5. What is your opin­ion of the char­ac­ters, the Golem and the Jin­ni? What do you like best about each of them? If you could have a mag­i­cal pow­er, what would it be?

6. Describe the Jinni’s rela­tion­ship with the tin­smith who released him, Arbeely. Why does he keep the Jinni’s secret? What about the rela­tion­ship between the Golem and Rab­bi Mey­er? Why doesn’t he destroy her?

7. Numer­ous sec­ondary char­ac­ters are cen­tral to the Golem and the Jinni’s sto­ry: Saleh, Maryam, Anna, Matthew, Sophia, Michael. Choose one or two of them, and show their role in the sto­ry and in the lives of Cha­va and Ahmad. For instance, think about Sophia’s love affair with Ahmad and Michael’s rela­tion­ship to Cha­va. How are these humans trans­formed by their involve­ment with these super­nat­ur­al beings? How is Saleh con­nect­ed to Ahmad? What do we learn about Ahmad from his inter­ac­tions with young Matthew?

8. Ear­ly in the nov­el Rab­bi Mey­er and his nephew, Michael, are hav­ing a philo­soph­i­cal dis­cus­sion about faith, tra­di­tion, and moder­ni­ty. Michael tells him, As long as we keep to our old beliefs, we’ll nev­er find our place in the mod­ern world.” His uncle replies, Of course, this won­der­ful mod­ern world that has rid us of all ills, of pover­ty and cor­rup­tion! What fools we are, not to cast our shack­les aside!” Do you agree with Michael? How can we keep our tra­di­tions and faith while still embrac­ing change? How is this strug­gle reflect­ed in both Cha­va and Ahmad’s characters?

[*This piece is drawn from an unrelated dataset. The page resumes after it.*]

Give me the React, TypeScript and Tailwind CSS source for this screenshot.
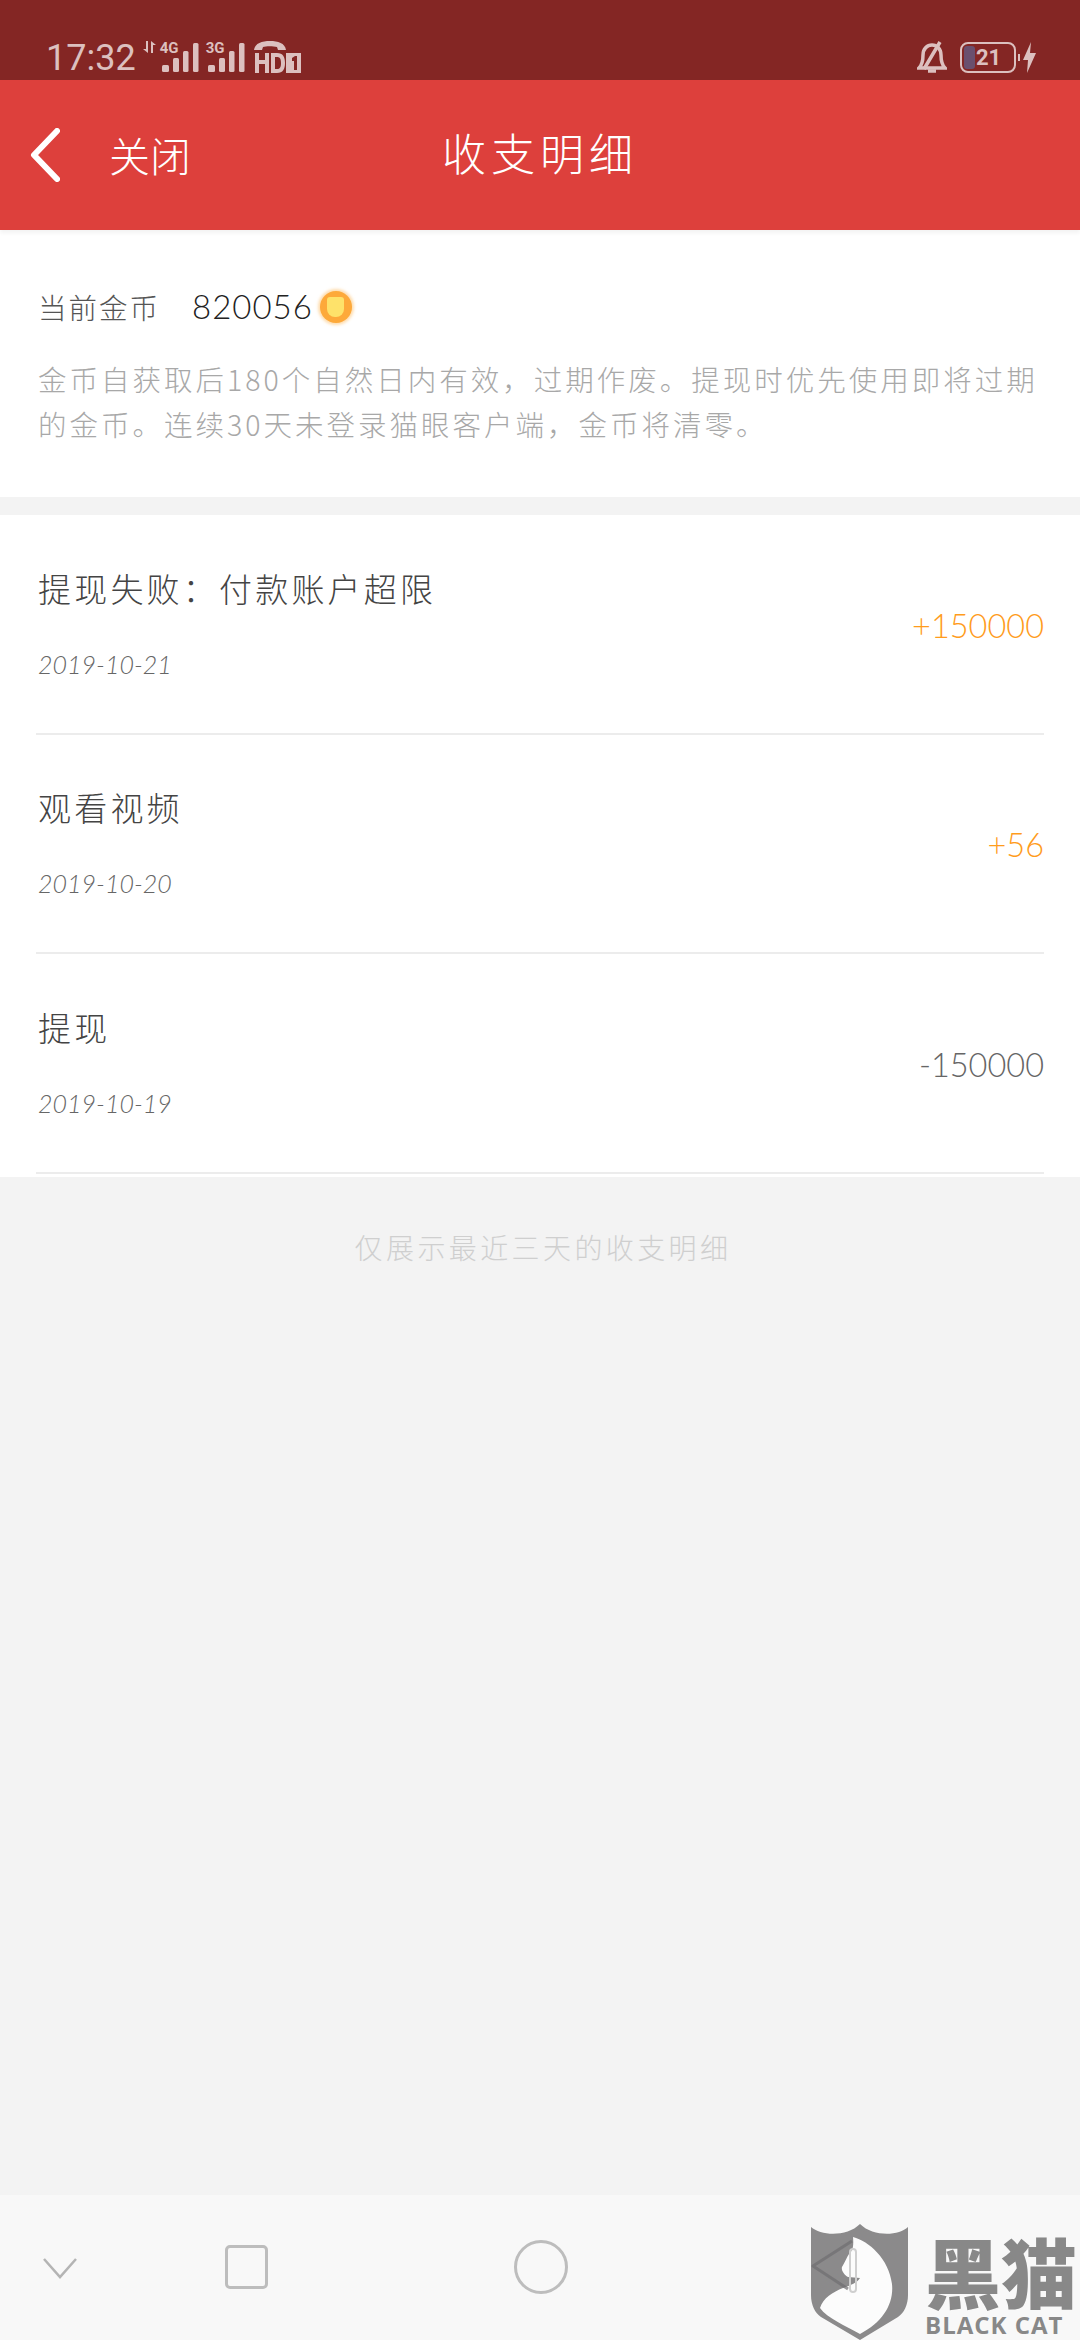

9. What is Yehu­da Schaalman’s role in the sto­ry? What dri­ves him? What lessons can we learn from his expe­ri­ences? What does he want from Cha­va and Ahmad? Towards the end of the nov­el, Cha­va and Ahmad dis­cuss Schaalman’s char­ac­ter and the choic­es he has made. Are we slaves to our natures? Can we change them?

10. What par­al­lels do you see in this sto­ry set a cen­tu­ry ago and our own lives today? What ele­ments make the sto­ry his­tor­i­cal and what makes it mod­ern? What do you think will hap­pen to Cha­va and Ahmad?